Meskipun suratnya sudah menunjuk pemiliknya, tidak serta merta kamu langsung berhak, harus ditinjau lagi, tanah itu ditelantarkan atau tidak. Iyalah, Kue bolu saja, mesti digigit sedikit kemudian diletakkan kembali di piring, agar tidak dimakan orang lain saat ditinggal berak, apa lagi tanah. Jika sudah 20 tahun tanah itu dibiarkan terlantar sendiri didalam sunyi, maka jangan salahkan jika ada orang yang datang mengolah. Dia akan lebih berhak. Sebab di hadapan tanah, kita tidak bisa berpura-pura, perbuatannya lah yang dilihat.
Jika tidak punya surat-surat yang bisa membuktikan, kamu tetap bisa memilikinya, asalkan sudah dimanfaatkan dan dikelola selama 20 tahun berturut-turut, dan selama kurun waktu itu tidak ada pihak yang keberatan, yang dibuktikan keterangan saksi. Jika tidak ada keterangan saksi, nanti kamu disumpah di depan Kepala Kantor Pertanahan. Jika berbohong, kamu disumpahi, dimaki, dan dihempaskan ke dalam jeruji besi dengan delik kesaksian palsu. Sekali lagi, ini bukan kata saya, tapi kata Pasal 29 ayat (2) Peraturan No. 24 tahun 1997.
Dimanfaatkan
Dipacari, terus bisa titip absenin dan minta tugasnya dibuat rangkap dua, bukan! Ini tentang tanah, bukan mahasiswa geng bangku depan di kelas.
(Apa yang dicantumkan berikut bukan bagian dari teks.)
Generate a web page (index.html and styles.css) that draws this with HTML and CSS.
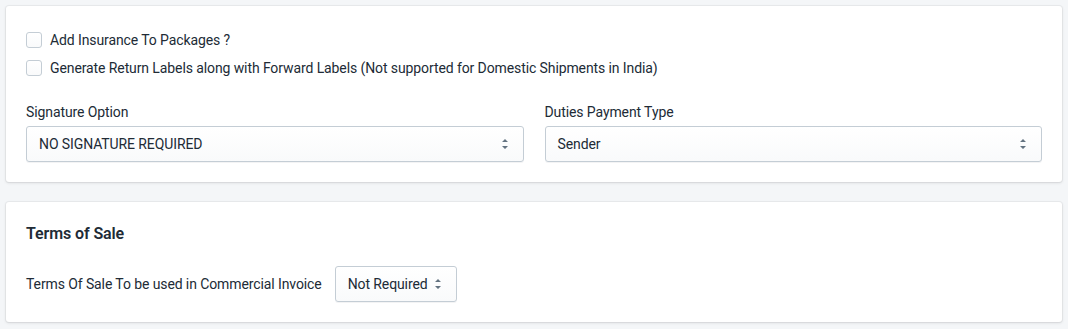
FILE: index.html
```html
<!DOCTYPE html>
<html lang="en">
<head>
    <meta charset="UTF-8">
    <title>Shipping Options</title>
    <link rel="stylesheet" href="styles.css">
</head>
<body>
    <div class="card">
        <div class="choices">
            <label class="choice">
                <input type="checkbox">
                <span class="box"></span>
                <span>Add Insurance To Packages ?</span>
            </label>
            <label class="choice">
                <input type="checkbox">
                <span class="box"></span>
                <span>Generate Return Labels along with Forward Labels (Not supported for Domestic Shipments in India)</span>
            </label>
        </div>

        <div class="form-row">
            <div class="field">
                <label class="field-label">Signature Option</label>
                <div class="select">
                    <span>NO SIGNATURE REQUIRED</span>
                    <svg viewBox="0 0 20 20" class="arrows"><path d="M10 5l3 3H7zM10 15l-3-3h6z"/></svg>
                </div>
            </div>
            <div class="field">
                <label class="field-label">Duties Payment Type</label>
                <div class="select">
                    <span>Sender</span>
                    <svg viewBox="0 0 20 20" class="arrows"><path d="M10 5l3 3H7zM10 15l-3-3h6z"/></svg>
                </div>
            </div>
        </div>
    </div>

    <div class="card">
        <h2>Terms of Sale</h2>
        <div class="inline-row">
            <span>Terms Of Sale To be used in Commercial Invoice</span>
            <div class="select">
                <span>Not Required</span>
                <svg viewBox="0 0 20 20" class="arrows"><path d="M10 5l3 3H7zM10 15l-3-3h6z"/></svg>
            </div>
        </div>
    </div>
</body>
</html>
```

FILE: styles.css
```css
body {
    margin: 0;
    padding: 6px;
    display: flex;
    flex-direction: column;
    gap: 20px;
    background: #f4f6f8;
    font-family: Roboto, "Noto Sans", sans-serif;
    font-size: 14px;
    line-height: 20px;
    letter-spacing: -0.1px;
    color: #212b36;
}
.card {
    background: white;
    border-radius: 3px;
    box-shadow: 0 0 0 1px rgba(63,63,68,0.05), 0 1px 3px 0 rgba(63,63,68,0.15);
    padding: 20px;
}
.choices {
    margin-bottom: 20px;
}
.choice {
    display: flex;
    align-items: center;
    padding: 4px 0;
}
.choice input {
    display: none;
}
.box {
    width: 16px;
    height: 16px;
    box-sizing: border-box;
    border: 1px solid #c4cdd5;
    border-radius: 3px;
    background: linear-gradient(180deg, #fff, #f9fafb);
    margin-right: 8px;
}
.form-row {
    display: grid;
    grid-template-columns: 1fr 1fr;
    gap: 21px;
}
.field-label {
    display: block;
    margin-bottom: 4px;
}
.select {
    display: flex;
    align-items: center;
    justify-content: space-between;
    height: 36px;
    box-sizing: border-box;
    padding: 0 8px 0 12px;
    border: 1px solid #c4cdd5;
    border-radius: 3px;
    background: linear-gradient(180deg, #fff, #f9fafb);
    box-shadow: 0 1px 0 0 rgba(22,29,37,0.05);
}
.arrows {
    width: 20px;
    height: 20px;
    fill: #637381;
}
h2 {
    margin: 0 0 20px;
    font-size: 16px;
    line-height: 24px;
    font-weight: 600;
}
.inline-row {
    display: flex;
    align-items: center;
    gap: 13px;
}
```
Untuk tanah dalam kawasan pemukiman wajib diberi tanda. Gunakan bahan yang susah untuk dipindahkan, bisa setiap pojoknya ditandai memakai beton. Dipagari keliling dengan menggunakan kayu juga cukup aman. Jangan pakai tali rafia, apalagi kapur barus, nanti si penyerobot malah berdalih : “pembatasnya yang jalan sendiri”. Memangnya pertandingan sepak bola antara kampung?
Jangan sungkan memasangkan papan dengan tulisan, “Tanah ini Milik A”. Jika kamu religius anti duniawi, bisa ditulis : “Langit dan Bumi hanyalah milik Allah”, asal jangan mangkel, kalau tanahmu dimanfaatkan oleh Hamba Allah yang lainnya.
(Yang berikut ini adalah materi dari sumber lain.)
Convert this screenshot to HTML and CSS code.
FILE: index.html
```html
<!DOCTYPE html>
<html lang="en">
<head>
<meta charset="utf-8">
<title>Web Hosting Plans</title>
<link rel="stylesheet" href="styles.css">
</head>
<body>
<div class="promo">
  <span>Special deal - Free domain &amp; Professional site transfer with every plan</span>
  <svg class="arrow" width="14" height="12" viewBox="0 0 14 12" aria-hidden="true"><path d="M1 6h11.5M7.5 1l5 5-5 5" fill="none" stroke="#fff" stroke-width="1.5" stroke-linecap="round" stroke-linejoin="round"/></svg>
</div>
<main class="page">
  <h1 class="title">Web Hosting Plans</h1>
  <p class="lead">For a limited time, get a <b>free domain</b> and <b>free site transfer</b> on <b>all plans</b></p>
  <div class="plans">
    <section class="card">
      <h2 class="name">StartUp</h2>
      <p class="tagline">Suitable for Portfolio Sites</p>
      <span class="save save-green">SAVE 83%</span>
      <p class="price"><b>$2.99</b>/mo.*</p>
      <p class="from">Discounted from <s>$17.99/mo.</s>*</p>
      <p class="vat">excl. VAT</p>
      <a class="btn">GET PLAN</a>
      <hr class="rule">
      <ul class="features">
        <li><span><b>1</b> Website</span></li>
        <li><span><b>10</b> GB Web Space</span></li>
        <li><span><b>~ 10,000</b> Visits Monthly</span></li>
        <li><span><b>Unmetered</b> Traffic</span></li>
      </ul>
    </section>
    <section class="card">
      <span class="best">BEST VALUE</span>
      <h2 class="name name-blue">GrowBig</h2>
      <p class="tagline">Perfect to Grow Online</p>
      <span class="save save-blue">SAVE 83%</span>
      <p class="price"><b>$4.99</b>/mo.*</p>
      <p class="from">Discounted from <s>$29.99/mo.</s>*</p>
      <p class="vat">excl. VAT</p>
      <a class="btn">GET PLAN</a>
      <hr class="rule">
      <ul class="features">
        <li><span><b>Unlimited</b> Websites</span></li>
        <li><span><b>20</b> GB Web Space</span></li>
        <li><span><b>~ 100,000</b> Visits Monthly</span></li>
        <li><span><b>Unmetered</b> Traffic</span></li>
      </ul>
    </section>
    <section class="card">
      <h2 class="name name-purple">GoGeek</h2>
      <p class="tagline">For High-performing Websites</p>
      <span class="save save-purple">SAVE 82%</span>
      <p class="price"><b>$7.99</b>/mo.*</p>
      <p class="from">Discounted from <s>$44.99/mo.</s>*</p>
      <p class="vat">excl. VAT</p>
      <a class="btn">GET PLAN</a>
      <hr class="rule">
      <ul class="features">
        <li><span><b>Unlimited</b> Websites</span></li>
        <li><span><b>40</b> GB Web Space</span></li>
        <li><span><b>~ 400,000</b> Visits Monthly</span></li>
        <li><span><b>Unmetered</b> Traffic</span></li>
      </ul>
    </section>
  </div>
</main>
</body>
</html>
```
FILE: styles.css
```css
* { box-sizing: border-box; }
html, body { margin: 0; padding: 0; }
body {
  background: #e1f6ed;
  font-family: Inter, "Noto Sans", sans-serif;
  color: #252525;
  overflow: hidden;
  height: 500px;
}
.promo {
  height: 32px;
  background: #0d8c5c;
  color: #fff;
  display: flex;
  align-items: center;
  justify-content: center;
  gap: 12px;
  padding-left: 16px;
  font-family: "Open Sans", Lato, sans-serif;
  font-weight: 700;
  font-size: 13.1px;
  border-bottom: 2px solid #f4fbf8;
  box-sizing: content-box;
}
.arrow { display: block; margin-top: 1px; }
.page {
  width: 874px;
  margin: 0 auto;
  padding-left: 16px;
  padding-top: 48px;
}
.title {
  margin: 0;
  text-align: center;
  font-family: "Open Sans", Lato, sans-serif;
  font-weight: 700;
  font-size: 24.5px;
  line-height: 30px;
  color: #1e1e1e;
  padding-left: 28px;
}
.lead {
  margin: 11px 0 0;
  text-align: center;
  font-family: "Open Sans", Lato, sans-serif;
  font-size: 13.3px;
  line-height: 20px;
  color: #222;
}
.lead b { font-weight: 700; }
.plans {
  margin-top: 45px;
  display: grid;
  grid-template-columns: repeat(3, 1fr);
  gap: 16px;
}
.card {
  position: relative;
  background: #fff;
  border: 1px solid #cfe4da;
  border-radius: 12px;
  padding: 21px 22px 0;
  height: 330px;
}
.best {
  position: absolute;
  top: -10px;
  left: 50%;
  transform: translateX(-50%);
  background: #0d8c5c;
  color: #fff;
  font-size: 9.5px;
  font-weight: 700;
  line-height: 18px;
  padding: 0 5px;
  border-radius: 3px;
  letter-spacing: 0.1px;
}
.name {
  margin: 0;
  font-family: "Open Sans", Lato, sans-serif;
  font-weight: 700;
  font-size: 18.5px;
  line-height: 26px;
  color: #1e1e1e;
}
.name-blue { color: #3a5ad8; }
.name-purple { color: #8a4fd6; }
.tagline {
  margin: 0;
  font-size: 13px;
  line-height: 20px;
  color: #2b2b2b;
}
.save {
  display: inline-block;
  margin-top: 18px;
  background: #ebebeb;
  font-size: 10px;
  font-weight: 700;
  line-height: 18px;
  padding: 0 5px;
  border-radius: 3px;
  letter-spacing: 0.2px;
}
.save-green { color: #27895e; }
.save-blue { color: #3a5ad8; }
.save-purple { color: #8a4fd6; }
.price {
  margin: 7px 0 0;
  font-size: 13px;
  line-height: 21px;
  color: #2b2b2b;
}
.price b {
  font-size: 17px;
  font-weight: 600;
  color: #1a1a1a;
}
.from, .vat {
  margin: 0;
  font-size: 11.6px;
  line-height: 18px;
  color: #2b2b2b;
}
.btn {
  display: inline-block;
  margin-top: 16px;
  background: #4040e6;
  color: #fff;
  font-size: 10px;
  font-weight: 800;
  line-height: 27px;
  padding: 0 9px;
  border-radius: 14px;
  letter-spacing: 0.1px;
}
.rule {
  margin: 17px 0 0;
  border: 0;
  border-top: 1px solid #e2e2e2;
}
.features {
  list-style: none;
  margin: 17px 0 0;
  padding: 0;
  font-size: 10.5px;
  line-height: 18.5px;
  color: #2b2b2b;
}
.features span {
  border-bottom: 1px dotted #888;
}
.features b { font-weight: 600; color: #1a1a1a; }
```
Untuk tanah pertanian atau perkebunan, No Way! Tidak bisa hanya dipagari. Bahkan ditancapkan papan bicara yang isinya silsilah keluargamu seperti ucapan terima kasih pada Skripsi juga tidak cukup. Tanah pertanian harus dimanfaatkan secara nyata, sebab produktifitas tanah adalah koentji! Kita negara Agraris bos, yang mayoritas warganya bergantung hidup pada sumber daya pertanian dan perkebunan.
Menanami tanah tersebut dengan tanaman berumur panjang, bisa dijadikan alternatif oleh para perantau. Bisa jati, kelapa, karet, tembakau, ganja, teh, sawit atau yang lainnya. Namun tetap memerhatikan, apakah tanaman tersebut tidak menganggu tanaman produktif tetangga sebelah. Jangan lupa untuk rutin melakukan perawatan, misalnya 6 bulan sekali. Namanya juga tanaman berumur panjang, bukan tanaman di shopee yang suka menuhin notifikasi.
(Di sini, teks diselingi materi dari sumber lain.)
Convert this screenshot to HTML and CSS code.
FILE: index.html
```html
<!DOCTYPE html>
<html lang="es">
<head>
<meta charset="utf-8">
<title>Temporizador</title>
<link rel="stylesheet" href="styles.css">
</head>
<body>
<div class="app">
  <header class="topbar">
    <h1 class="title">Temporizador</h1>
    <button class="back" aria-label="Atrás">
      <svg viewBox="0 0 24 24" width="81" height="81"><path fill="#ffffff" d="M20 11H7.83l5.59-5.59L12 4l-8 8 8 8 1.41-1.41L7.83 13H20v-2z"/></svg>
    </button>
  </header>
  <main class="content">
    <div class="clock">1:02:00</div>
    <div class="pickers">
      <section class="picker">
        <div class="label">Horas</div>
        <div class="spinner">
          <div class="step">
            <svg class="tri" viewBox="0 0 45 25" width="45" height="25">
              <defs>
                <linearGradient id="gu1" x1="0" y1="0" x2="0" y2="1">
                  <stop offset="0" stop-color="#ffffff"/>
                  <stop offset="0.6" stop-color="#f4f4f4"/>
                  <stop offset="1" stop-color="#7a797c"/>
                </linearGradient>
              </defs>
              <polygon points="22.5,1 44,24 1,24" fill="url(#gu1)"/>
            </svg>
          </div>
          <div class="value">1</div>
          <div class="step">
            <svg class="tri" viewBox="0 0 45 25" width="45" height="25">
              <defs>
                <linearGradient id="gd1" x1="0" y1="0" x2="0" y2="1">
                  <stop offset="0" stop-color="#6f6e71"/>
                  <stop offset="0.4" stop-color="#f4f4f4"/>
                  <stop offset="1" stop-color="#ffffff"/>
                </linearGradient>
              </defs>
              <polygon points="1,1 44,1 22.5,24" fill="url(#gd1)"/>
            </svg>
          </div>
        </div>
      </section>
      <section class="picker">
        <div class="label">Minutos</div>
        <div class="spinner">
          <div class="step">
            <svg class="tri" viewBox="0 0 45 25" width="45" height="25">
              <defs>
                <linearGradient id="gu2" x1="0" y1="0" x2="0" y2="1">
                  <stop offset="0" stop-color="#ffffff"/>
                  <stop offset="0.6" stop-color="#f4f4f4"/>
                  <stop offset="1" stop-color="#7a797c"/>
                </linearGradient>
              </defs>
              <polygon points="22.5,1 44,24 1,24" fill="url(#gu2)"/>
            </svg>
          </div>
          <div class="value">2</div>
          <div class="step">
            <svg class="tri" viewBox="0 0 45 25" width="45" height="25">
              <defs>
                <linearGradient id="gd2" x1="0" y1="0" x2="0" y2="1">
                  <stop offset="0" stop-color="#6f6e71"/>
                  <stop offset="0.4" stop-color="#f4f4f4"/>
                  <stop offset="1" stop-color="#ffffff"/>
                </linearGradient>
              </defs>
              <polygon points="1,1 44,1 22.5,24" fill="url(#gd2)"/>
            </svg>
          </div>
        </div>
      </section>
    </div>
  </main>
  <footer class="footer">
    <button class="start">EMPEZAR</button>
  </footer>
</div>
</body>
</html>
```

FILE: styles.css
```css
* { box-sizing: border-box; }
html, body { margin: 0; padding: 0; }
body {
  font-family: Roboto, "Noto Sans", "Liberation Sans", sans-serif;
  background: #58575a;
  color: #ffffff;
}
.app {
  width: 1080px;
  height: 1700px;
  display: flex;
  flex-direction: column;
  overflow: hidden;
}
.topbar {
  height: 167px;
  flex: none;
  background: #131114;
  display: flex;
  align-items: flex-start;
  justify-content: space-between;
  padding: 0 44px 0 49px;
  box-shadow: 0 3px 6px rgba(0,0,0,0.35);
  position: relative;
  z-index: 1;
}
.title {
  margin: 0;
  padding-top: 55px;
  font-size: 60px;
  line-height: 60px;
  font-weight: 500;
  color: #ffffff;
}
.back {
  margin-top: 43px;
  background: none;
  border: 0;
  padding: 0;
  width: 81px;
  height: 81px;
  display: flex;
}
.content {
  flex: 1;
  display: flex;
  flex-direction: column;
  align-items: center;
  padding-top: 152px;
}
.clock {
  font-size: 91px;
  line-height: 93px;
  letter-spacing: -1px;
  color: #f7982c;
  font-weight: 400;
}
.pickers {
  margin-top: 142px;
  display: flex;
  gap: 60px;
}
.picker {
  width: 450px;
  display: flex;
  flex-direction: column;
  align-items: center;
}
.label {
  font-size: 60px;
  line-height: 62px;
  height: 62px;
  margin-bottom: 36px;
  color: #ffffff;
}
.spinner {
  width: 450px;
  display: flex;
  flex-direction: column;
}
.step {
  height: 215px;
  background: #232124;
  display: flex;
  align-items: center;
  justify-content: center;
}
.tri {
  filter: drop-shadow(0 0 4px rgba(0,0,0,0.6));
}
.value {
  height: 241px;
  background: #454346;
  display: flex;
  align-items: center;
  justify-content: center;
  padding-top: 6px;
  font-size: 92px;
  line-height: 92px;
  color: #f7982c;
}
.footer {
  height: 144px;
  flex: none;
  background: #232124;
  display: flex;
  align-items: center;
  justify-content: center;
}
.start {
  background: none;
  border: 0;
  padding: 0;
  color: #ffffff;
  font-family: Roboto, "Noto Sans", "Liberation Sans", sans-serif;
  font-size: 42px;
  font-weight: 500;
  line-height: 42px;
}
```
Patut juga diperhatikan bahwa, untuk tanah pertanian, pemilik tanah harus memiliki alamat KTP yang sama dengan lokasi tanah, sebab, Produktifitas adalah koentji! Sebidang tanah akan lebih baik langsung dimanfaatkan oleh warga sekitar yang bergantung langsung pada sumber daya pertanian. Sekali lagi, ini juga bukan imajinasi sendiri loh, tapi kata Perturan Pemerintah No. 10 Tahun 2010 tentang Penerbitan Tanah Terlantar.
Harap diingat dan dicamkan dalam lubuk hati pembaca budiman yang paling dalam, kiat di atas adalah untuk menjaga tanah agar tidak diserobot orang, sembari menunggu waktu, dana, atau kebaikan dari pemerintah mendaftarkan tanah (dibayarin pemerintah). Bukan panduan menjadi make a large (baca: makelar), beli tanah dengan harga murah, tunggu harga naik, kemudian dijual berkali-kali lipat.
Lagi pula jika sobat memiliki tanah yang luasnya tidak ketulungan, semestinya bisa diambil alih negara, untuk dimanfaatkan atau di distribusikan kepada petani gurem dan tuna tanah, ini perintah Pasal 7 UUPA loh, bukan surat staf milenial dengan Kop Istana Negara, wajib dilaksanakan, bukan diperdebatkan. Tapi, apa hendak dikata, tuan tanah rangkap jabatan jadi elite politik. Tunggu reformasi agraria masih lamaaaaaaa.